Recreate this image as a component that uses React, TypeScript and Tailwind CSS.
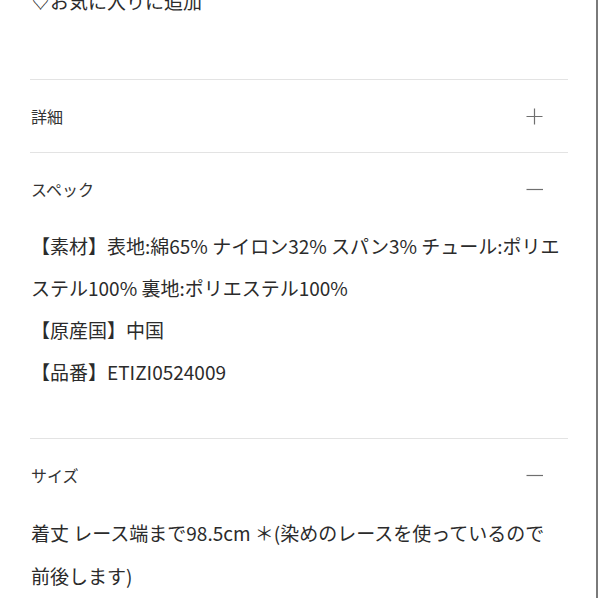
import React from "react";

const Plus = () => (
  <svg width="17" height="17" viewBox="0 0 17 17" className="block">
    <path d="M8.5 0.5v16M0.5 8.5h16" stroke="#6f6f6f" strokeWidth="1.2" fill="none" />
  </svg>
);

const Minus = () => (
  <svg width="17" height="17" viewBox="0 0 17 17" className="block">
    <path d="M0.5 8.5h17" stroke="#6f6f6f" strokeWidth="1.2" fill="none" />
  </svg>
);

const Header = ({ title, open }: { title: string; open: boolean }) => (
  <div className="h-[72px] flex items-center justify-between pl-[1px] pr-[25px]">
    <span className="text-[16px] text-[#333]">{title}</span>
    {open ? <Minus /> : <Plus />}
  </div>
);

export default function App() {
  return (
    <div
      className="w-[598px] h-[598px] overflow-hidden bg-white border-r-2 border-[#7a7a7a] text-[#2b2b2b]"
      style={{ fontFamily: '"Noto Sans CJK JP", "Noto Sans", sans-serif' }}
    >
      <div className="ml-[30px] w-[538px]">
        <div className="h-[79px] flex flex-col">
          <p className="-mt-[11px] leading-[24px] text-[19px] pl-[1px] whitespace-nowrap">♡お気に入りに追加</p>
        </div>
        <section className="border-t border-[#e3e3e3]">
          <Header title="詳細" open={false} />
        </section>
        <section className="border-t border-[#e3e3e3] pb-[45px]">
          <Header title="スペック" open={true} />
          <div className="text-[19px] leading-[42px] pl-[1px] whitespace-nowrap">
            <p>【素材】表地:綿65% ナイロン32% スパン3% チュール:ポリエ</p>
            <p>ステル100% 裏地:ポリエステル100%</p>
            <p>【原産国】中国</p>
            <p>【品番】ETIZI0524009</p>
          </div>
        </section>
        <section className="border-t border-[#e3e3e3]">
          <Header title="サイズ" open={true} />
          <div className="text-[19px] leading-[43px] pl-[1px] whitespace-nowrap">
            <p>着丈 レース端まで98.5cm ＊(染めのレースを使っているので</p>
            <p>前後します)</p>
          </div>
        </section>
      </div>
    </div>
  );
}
○ ○ ○ ○
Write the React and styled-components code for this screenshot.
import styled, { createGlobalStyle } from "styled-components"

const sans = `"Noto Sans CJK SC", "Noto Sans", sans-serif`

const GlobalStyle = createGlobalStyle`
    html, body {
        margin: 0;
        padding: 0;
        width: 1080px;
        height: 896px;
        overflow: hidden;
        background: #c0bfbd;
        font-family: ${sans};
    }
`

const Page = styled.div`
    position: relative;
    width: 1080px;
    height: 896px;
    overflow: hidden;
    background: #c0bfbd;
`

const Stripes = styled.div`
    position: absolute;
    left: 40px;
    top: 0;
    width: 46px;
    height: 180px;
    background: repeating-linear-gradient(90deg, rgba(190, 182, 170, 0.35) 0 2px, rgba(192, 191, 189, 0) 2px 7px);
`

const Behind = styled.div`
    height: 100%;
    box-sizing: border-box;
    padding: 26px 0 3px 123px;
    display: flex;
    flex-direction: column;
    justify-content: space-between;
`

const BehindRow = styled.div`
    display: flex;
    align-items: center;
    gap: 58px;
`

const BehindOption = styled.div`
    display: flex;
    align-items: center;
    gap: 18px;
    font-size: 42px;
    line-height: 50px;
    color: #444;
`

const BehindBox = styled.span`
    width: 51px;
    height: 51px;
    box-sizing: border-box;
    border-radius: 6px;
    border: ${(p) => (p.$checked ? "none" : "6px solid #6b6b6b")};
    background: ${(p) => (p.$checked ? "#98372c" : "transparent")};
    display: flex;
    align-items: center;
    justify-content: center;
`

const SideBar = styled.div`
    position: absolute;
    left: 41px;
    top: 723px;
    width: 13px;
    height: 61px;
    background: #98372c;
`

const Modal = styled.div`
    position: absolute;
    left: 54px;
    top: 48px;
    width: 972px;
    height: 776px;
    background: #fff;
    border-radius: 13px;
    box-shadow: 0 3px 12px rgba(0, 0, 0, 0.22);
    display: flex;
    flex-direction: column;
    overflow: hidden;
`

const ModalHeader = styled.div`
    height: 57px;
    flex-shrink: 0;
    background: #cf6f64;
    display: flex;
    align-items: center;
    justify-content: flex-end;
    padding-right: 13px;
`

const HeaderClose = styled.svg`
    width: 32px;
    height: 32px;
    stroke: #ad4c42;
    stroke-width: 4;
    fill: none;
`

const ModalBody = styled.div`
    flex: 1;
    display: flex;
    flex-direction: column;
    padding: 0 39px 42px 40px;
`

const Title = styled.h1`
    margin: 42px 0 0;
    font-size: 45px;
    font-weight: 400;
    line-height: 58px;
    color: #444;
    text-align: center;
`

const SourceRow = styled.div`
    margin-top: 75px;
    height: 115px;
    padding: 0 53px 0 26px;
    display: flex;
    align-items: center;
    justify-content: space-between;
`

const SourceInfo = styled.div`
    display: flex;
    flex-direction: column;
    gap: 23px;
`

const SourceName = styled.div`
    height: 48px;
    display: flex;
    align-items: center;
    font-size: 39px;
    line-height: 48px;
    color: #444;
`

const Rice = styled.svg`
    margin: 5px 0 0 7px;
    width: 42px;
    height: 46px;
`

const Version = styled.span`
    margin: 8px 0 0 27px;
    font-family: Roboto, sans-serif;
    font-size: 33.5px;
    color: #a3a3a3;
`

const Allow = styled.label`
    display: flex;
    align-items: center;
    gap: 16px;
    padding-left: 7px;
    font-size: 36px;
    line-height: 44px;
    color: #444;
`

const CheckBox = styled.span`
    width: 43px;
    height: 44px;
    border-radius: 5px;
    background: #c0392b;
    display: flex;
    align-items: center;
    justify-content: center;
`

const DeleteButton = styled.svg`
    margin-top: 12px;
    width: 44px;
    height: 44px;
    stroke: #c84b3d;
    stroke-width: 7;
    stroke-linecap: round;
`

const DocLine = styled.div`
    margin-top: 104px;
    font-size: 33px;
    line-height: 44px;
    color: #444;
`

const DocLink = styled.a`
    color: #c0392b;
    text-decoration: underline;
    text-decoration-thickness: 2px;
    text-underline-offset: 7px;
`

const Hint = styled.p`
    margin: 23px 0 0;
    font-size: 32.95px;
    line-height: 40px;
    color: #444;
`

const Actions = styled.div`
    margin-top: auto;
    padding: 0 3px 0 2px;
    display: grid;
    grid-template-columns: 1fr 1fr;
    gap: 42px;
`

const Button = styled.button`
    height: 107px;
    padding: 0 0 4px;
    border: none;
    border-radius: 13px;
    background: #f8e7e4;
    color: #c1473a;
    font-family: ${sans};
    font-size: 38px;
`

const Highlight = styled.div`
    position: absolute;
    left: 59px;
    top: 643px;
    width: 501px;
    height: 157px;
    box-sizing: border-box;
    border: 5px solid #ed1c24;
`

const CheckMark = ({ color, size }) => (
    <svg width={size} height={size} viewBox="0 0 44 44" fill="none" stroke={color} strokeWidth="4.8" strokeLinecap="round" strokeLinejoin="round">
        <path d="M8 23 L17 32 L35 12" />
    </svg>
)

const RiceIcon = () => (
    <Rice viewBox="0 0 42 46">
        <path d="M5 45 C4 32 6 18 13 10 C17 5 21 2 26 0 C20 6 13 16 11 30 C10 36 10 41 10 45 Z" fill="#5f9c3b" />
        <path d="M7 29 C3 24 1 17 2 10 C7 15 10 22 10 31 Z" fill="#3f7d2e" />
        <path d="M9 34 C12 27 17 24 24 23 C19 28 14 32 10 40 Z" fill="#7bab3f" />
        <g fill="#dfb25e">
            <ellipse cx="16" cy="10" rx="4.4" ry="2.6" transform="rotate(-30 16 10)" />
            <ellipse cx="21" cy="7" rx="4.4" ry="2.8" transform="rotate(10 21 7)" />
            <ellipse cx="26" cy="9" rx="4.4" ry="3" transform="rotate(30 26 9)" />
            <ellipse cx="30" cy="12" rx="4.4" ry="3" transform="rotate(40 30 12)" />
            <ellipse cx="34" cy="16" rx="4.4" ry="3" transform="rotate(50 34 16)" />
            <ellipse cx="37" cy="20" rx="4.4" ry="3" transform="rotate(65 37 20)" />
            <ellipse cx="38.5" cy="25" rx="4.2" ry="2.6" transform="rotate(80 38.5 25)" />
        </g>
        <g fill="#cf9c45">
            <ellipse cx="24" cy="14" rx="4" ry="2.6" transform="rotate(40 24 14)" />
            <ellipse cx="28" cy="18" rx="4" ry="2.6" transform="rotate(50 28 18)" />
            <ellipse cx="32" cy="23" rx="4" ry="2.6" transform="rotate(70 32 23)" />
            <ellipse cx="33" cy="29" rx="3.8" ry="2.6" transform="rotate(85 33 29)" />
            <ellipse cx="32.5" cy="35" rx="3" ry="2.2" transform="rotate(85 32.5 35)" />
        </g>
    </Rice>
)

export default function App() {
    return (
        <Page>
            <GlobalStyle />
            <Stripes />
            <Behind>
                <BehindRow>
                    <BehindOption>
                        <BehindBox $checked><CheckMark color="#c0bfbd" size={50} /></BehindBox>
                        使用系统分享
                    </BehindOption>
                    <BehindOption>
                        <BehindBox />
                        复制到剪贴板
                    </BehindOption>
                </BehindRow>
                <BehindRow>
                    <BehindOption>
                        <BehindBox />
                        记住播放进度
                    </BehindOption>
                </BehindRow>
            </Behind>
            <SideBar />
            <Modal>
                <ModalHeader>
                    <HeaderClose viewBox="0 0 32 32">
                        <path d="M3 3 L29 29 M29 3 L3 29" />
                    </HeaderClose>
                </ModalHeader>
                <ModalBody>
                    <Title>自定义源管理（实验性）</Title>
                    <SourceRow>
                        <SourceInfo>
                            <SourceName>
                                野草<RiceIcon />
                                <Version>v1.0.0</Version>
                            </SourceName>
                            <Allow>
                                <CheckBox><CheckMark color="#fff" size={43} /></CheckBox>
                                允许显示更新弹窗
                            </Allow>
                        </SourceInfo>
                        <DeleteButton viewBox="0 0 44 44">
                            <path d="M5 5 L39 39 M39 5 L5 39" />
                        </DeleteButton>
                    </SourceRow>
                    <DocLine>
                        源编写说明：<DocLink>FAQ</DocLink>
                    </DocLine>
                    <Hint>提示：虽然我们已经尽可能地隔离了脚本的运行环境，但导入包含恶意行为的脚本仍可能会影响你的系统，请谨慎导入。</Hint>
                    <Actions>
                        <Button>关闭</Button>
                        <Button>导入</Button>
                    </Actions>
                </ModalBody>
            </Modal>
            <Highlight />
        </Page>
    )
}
○ ○ ○ ○
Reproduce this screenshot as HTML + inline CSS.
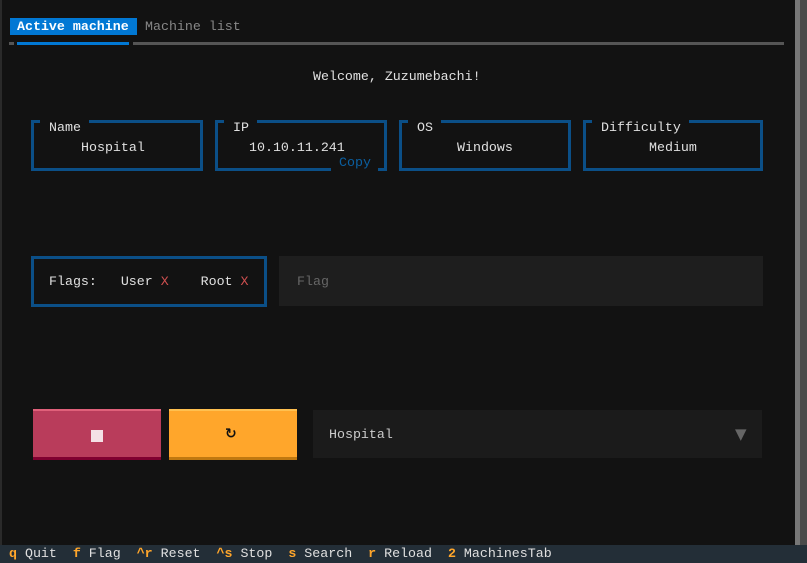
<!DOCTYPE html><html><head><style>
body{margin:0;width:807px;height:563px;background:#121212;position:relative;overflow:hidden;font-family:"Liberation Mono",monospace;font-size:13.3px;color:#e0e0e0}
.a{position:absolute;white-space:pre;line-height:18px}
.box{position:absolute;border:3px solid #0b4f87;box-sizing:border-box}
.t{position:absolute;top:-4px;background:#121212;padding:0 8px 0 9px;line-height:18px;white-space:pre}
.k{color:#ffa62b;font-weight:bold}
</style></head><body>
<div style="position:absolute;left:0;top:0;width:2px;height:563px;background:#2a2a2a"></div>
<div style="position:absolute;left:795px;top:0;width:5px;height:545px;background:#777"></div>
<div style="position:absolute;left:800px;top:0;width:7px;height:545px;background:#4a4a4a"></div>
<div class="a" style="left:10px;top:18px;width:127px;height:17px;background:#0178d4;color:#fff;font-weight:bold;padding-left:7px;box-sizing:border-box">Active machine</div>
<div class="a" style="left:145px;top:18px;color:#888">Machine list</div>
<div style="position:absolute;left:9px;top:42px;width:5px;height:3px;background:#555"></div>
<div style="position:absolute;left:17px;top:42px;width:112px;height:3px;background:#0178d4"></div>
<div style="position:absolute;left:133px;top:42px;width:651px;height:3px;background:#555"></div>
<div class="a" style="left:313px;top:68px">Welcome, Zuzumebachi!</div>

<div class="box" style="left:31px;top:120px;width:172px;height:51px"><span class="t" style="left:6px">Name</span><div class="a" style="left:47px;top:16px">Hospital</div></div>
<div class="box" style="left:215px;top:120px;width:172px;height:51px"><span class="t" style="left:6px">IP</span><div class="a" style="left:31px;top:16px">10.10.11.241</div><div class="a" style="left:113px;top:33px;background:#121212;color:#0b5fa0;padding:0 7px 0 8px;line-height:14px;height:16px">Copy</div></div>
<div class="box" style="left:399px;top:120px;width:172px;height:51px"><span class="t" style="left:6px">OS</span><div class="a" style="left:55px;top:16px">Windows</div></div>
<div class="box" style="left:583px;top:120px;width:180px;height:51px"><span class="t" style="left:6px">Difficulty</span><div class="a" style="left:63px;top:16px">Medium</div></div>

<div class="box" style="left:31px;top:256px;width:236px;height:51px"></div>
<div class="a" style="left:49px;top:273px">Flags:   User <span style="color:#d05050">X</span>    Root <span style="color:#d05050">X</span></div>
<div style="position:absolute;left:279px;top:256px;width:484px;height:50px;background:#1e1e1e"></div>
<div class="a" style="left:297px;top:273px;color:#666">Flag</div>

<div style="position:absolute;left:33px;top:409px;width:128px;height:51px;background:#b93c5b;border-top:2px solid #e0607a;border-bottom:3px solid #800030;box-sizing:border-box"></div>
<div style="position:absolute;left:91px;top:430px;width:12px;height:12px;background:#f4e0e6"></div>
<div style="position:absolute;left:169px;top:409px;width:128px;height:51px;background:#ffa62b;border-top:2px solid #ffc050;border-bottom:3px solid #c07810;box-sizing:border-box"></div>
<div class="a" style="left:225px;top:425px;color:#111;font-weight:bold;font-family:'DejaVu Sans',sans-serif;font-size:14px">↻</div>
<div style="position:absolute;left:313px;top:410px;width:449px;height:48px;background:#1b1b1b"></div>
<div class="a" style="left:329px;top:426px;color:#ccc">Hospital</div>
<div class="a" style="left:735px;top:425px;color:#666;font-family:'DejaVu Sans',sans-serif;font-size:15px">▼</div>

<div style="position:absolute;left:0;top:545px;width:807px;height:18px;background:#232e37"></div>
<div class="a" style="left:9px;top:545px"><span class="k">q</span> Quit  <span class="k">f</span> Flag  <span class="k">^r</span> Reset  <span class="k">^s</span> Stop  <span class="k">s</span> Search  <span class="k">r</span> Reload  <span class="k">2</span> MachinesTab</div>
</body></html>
○ ○ ○ ○
TO DO: Make an exact copy of only the lines from the one with "Recreate this image" through the one with "import React from". Pictures don't belong in it.

CORRECT OUTPUT:
Recreate this image as a component that uses React, TypeScript and Tailwind CSS.
import React from "react";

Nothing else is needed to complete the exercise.